- SET TASK
Go through the records below from the first line and print each one exactly, stopping after the line that contains "import React from". Do not print pictures or anything past that line.

- RAW RECORDS
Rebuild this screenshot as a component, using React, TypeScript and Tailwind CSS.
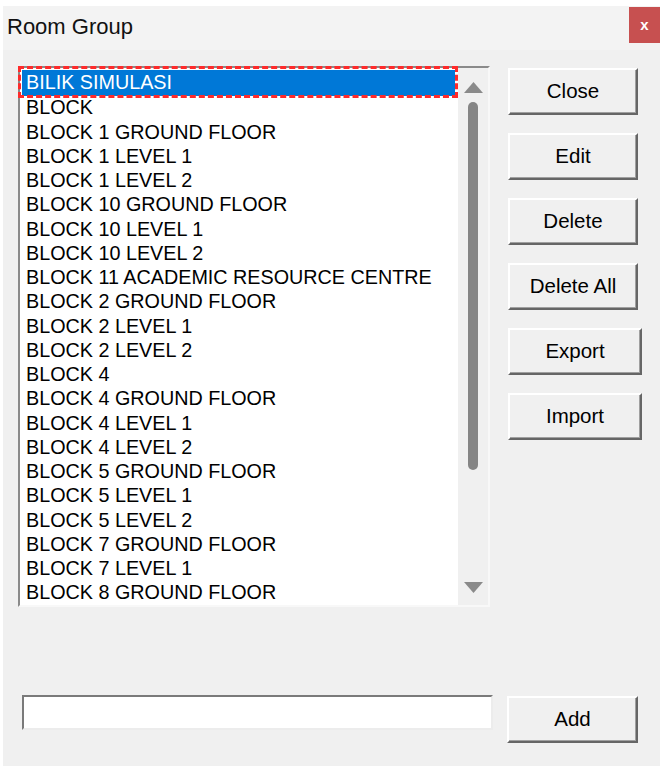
import React from "react";

const rooms = [
  "BILIK SIMULASI",
  "BLOCK",
  "BLOCK 1 GROUND FLOOR",
  "BLOCK 1 LEVEL 1",
  "BLOCK 1 LEVEL 2",
  "BLOCK 10 GROUND FLOOR",
  "BLOCK 10 LEVEL 1",
  "BLOCK 10 LEVEL 2",
  "BLOCK 11 ACADEMIC RESOURCE CENTRE",
  "BLOCK 2 GROUND FLOOR",
  "BLOCK 2 LEVEL 1",
  "BLOCK 2 LEVEL 2",
  "BLOCK 4",
  "BLOCK 4 GROUND FLOOR",
  "BLOCK 4 LEVEL 1",
  "BLOCK 4 LEVEL 2",
  "BLOCK 5 GROUND FLOOR",
  "BLOCK 5 LEVEL 1",
  "BLOCK 5 LEVEL 2",
  "BLOCK 7 GROUND FLOOR",
  "BLOCK 7 LEVEL 1",
  "BLOCK 8 GROUND FLOOR",
];

const actions = [
  { label: "Close", wide: false },
  { label: "Edit", wide: false },
  { label: "Delete", wide: false },
  { label: "Delete All", wide: false },
  { label: "Export", wide: true },
  { label: "Import", wide: true },
];

function WinButton({ label, className = "" }: { label: string; className?: string }) {
  return (
    <button
      className={
        "h-[47px] flex items-center justify-center bg-[#f0f0f0] border-2 border-t-white border-l-white border-b-[#666] border-r-[#666] text-[20.5px] text-black shadow-[inset_-1px_-1px_0_#a0a0a0] " +
        className
      }
    >
      {label}
    </button>
  );
}

function Arrow({ up }: { up?: boolean }) {
  return (
    <svg width="19" height="11" viewBox="0 0 19 11">
      <path d={up ? "M9.5 0 L19 11 L0 11 Z" : "M0 0 L19 0 L9.5 11 Z"} fill="#8a8a8a" />
    </svg>
  );
}

export default function App() {
  return (
    <div
      className="w-[667px] h-[771px] bg-white pt-[6px] pl-[3px]"
      style={{ fontFamily: '"Liberation Sans", Arial, sans-serif' }}
    >
      <div className="w-[657px] h-[760px] flex flex-col bg-[#f0f0f0]">
        {/* title bar */}
        <div className="h-[44px] flex items-start justify-between bg-[#f3f3f3]">
          <span className="pl-[4px] pt-[8px] text-[22px] leading-[26px] text-[#111]">Room Group</span>
          <div className="mt-[1px] w-[31px] h-[36px] bg-[#c75050] flex items-center justify-center text-white text-[15px] font-bold">
            x
          </div>
        </div>

        {/* list + buttons */}
        <div className="flex pl-[15px] pt-[16px]">
          <div className="relative w-[472px] h-[541px] flex bg-white border-2 border-t-[#8a8a8a] border-l-[#8a8a8a] border-b-[#f8f8f8] border-r-[#f8f8f8]">
            <div className="flex-1 flex flex-col pt-[2px] pl-[2px] pr-[3px] overflow-hidden">
              {rooms.map((r, i) => (
                <div
                  key={r}
                  className={
                    "shrink-0 h-[24.25px] flex items-center pl-[4px] text-[19.75px] whitespace-nowrap " +
                    (i === 0 ? "bg-[#0078d7] text-white h-[26px]" : "text-black")
                  }
                >
                  {r}
                </div>
              ))}
            </div>
            <div className="w-[30px] flex flex-col items-center bg-[#f0f0f0] pt-[14px] pb-[12px]">
              <Arrow up />
              <div className="mt-[9px] w-[10px] h-[368px] rounded-full bg-[#858585]" />
              <div className="flex-1" />
              <Arrow />
            </div>
            <div className="absolute -left-[2px] -top-[2px] w-[440px] h-[32px] border-[3px] border-dashed border-[#ff2a2a]" />
          </div>

          <div className="ml-[18px] mt-[2px] flex flex-col gap-[18px]">
            {actions.map((a) => (
              <WinButton key={a.label} label={a.label} className={a.wide ? "w-[134px]" : "w-[130px]"} />
            ))}
          </div>
        </div>

        {/* bottom add row */}
        <div className="flex items-start pl-[19px] mt-[88px]">
          <input
            className="w-[471px] h-[35px] bg-white border-2 border-t-[#7a7a7a] border-l-[#7a7a7a] border-b-[#ececec] border-r-[#ececec] outline-none px-1 text-[19px]"
            defaultValue=""
          />
          <WinButton label="Add" className="ml-[14px] mt-[1px] w-[131px]" />
        </div>
      </div>
    </div>
  );
}
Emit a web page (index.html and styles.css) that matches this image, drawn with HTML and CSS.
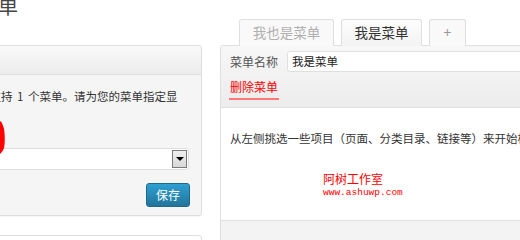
FILE: index.html
```html
<!DOCTYPE html>
<html lang="zh">
<head>
<meta charset="utf-8">
<link rel="stylesheet" href="styles.css">
</head>
<body>
<div class="wrap">
  <div class="left">
    <h1 class="title">编辑菜单</h1>
    <div class="panel">
      <div class="panel-head"></div>
      <div class="panel-body">
        <p class="desc">您的主题支持 <span class="num">1</span> 个菜单。请为您的菜单指定显</p>
        <div class="select"><span class="arrow"></span></div>
        <div class="actions"><button class="save">保存</button></div>
      </div>
    </div>
    <div class="panel next"></div>
  </div>
  <div class="right">
    <div class="tabs">
      <span class="tab">我也是菜单</span>
      <span class="tab active">我是菜单</span>
      <span class="tab plus">+</span>
    </div>
    <div class="menu">
      <div class="menu-head">
        <div class="name-row">
          <label class="name-label">菜单名称</label>
          <div class="name-input">我是菜单</div>
        </div>
        <a class="delete">删除菜单</a>
      </div>
      <div class="menu-body">
        <p class="hint">从左侧挑选一些项目（页面、分类目录、链接等）来开始构建您的自定义菜单。</p>
        <div class="mark">
          <div class="mark-name">阿树工作室</div>
          <div class="mark-url">www.ashuwp.com</div>
        </div>
      </div>
      <div class="menu-foot"></div>
    </div>
  </div>
</div>
<svg class="scribble" width="8" height="40" viewBox="0 0 8 40"><path d="M0 2 C2 3 3 6 4 10 C5 16 5 24 4 29 C3 32 1 34 0 35 Z" fill="#ff0000"/></svg>
</body>
</html>
```
FILE: styles.css
```css
html, body {
  margin: 0;
  padding: 0;
}
body {
  width: 520px;
  height: 240px;
  overflow: hidden;
  background: #fff;
  font-family: "Noto Sans CJK SC", "Noto Sans", sans-serif;
  color: #333;
  position: relative;
}
.wrap {
  display: flex;
  align-items: flex-start;
  gap: 18px;
  margin-left: -70px;
  width: 800px;
}
.left {
  width: 272px;
  flex: none;
}
.title {
  margin: -6px 0 27px 8px;
  height: 24px;
  font-size: 20px;
  line-height: 24px;
  font-weight: normal;
  color: #464646;
  white-space: nowrap;
}
.panel {
  border: 1px solid #dfdfdf;
  border-radius: 3px;
  background: #f5f5f5;
  box-shadow: 0 1px 1px rgba(0,0,0,0.04);
}
.panel-head {
  height: 28px;
  border-bottom: 1px solid #dfdfdf;
  background: linear-gradient(#f9f9f9, #ececec);
  border-radius: 3px 3px 0 0;
}
.panel-body {
  padding: 11px 12px 8px 12.5px;
}
.desc {
  margin: 0;
  font-size: 11.5px;
  line-height: 20px;
  white-space: nowrap;
  color: #333;
  overflow: hidden;
}
.num {
  padding: 0 2px;
}
.select {
  margin-top: 42px;
  height: 22px;
  box-sizing: border-box;
  border: 1px solid #dfdfdf;
  border-radius: 3px;
  background: #fff;
  display: flex;
  justify-content: flex-end;
  align-items: center;
  padding-right: 1px;
}
.arrow {
  width: 15px;
  height: 18px;
  box-sizing: border-box;
  border: 1px solid #7a7a7a;
  background: linear-gradient(#f0f0f0, #d8d8d8);
  display: flex;
  align-items: center;
  justify-content: center;
}
.arrow::after {
  content: "";
  border-left: 4px solid transparent;
  border-right: 4px solid transparent;
  border-top: 4px solid #000;
}
.actions {
  display: flex;
  justify-content: flex-end;
  margin-top: 13px;
}
.save {
  width: 44px;
  height: 24px;
  border: 1px solid #1e6a8d;
  border-radius: 3px;
  background: linear-gradient(#2e9fd2, #21759b);
  color: #fff;
  font-family: "Noto Sans CJK SC", sans-serif;
  font-size: 12px;
  line-height: 20px;
  padding: 0;
  margin-right: -1px;
}
.panel.next {
  margin-top: 19px;
  height: 40px;
  background: #fff;
}
.right {
  width: 400px;
  flex: none;
}
.tabs {
  display: flex;
  gap: 7px;
  padding: 19px 0 0 19px;
  height: 26px;
}
.tab {
  box-sizing: border-box;
  height: 27px;
  margin-bottom: -1px;
  border: 1px solid #dfdfdf;
  border-bottom: none;
  border-radius: 3px 3px 0 0;
  background: #f9f9f9;
  color: #b0b0b0;
  font-size: 13.5px;
  line-height: 25px;
  text-align: center;
  position: relative;
}
.tab:nth-child(1) { width: 95px; }
.tab.active {
  width: 81px;
  color: #333;
  background: linear-gradient(#fdfdfd, #f3f3f3);
  z-index: 1;
}
.tab.plus {
  width: 37px;
  color: #999;
  font-size: 14px;
}
.menu {
  border: 1px solid #dfdfdf;
  border-right: none;
  border-radius: 3px 0 0 0;
}
.menu-head {
  height: 61px;
  border-bottom: 1px solid #dfdfdf;
  background: linear-gradient(#f7f7f7, #ececec);
  padding-left: 9px;
}
.name-row {
  display: flex;
  align-items: center;
  gap: 11px;
  padding-top: 5px;
}
.name-label {
  font-size: 12px;
  line-height: 21px;
  color: #555;
  width: 46px;
  white-space: nowrap;
}
.name-input {
  flex: 1;
  height: 21px;
  box-sizing: border-box;
  border: 1px solid #e0e0e0;
  border-radius: 3px;
  background: #fff;
  font-size: 11.5px;
  line-height: 19px;
  padding-left: 4px;
  color: #222;
}
.delete {
  display: inline-block;
  margin-top: 7px;
  font-size: 12px;
  line-height: 16px;
  color: #ff0000;
  padding: 0 1px 3px 1px;
  border-bottom: 2px solid #f77;
  margin-left: -1px;
}
.menu-body {
  border-bottom: 1px solid #dfdfdf;
  background: #fff;
  padding: 20px 0 0 9px;
  box-sizing: border-box;
  height: 113px;
}
.hint {
  margin: 0;
  font-size: 11.5px;
  line-height: 20px;
  white-space: nowrap;
  color: #333;
}
.mark {
  margin: 24px 0 0 93px;
  color: #ff0000;
}
.mark-name {
  font-size: 12px;
  line-height: 14px;
}
.mark-url {
  font-family: "Liberation Mono", monospace;
  font-size: 9.5px;
  line-height: 12px;
  margin-top: 1px;
}
.menu-foot {
  height: 20px;
  background: #f3f3f3;
}
.scribble {
  position: absolute;
  left: 0;
  top: 119px;
}
```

- OUTPUT
Rebuild this screenshot as a component, using React, TypeScript and Tailwind CSS.
import React from "react";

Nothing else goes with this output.